The procedures described herein abide by the generally accepted principles for calculating inventory, which are Relevance, Universality, Precision, Transparency and Consistency. Calculating avoided GHG emissions is a simple and reliable process if one has access to the customers reports issued by the CCEE regarding electricity consumption, specifically ME001 and EI 002.
The results obtained are substantial and represent a pioneering initiative in voluntary measures to reduce GHG emissions in Brazil.
Table 4 presents the results of 120 different companies that have been using this methodology since 2011.
Certification results for the portfolio of COMERC clients, 2011
Segment | Ton CO2eq | Equivalent reforestation (Trees) |
---|---|---|
Food | 36,217 | 253,519.9 |
Retail | 3,935 | 27,544.8 |
Electro electronics | 793.2 | 5,552.2 |
Electromechanical | 3,000.6 | 21,004.5 |
Packaging | 3,274.3 | 22,920.4 |
Personal care and HH cleaning | 1,373.6 | 9,615.0 |
Surgical supplies | 43.6 | 305.2 |
Civil construction | 4,569.4 | 31,985.8 |
Pulp & paper | 2,614.2 | 18,299.6 |
Steel and metallurgy | 1,738.8 | 12,171.8 |
Textile, leather and apparel | 6,653.3 | 46,572.9 |
Vehicles and auto parts | 1,491.4 | 10,439.7 |
Other | 630.1 | 4,410.4 |
Sum | 66,334.6 | 464,342.2 |
We have also calculated the equivalent amount of reforestation required to yield the same result. This should make the methodology easier for the lay public to understand, and help customers using this methodology issue sustainability reports, thus making the methodology more attractive. For this conversion, we used a reforestation project in Brazil that has received carbon credits under CDM procedures.
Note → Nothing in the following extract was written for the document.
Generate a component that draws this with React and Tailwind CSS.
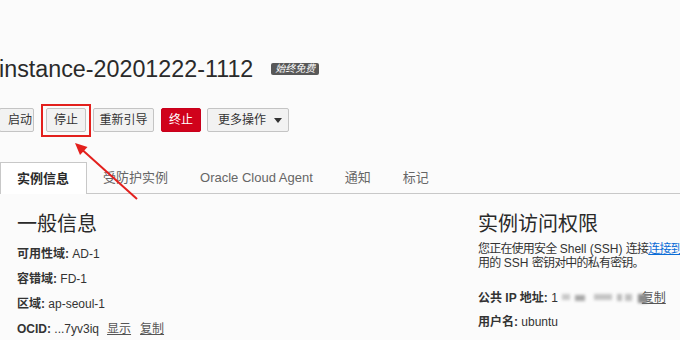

The procedures described herein abide by the generally accepted principles for calculating inventory, which are Relevance, Universality, Precision, Transparency and Consistency. Calculating avoided GHG emissions is a simple and reliable process if one has access to the confidential reports issued by the CCEE regarding electricity consumption, specifically ME001 and EI 002.
This methodology fills a gap in certification of avoided GHG emissions in Brazil, and may be a first step in an official certification initiative.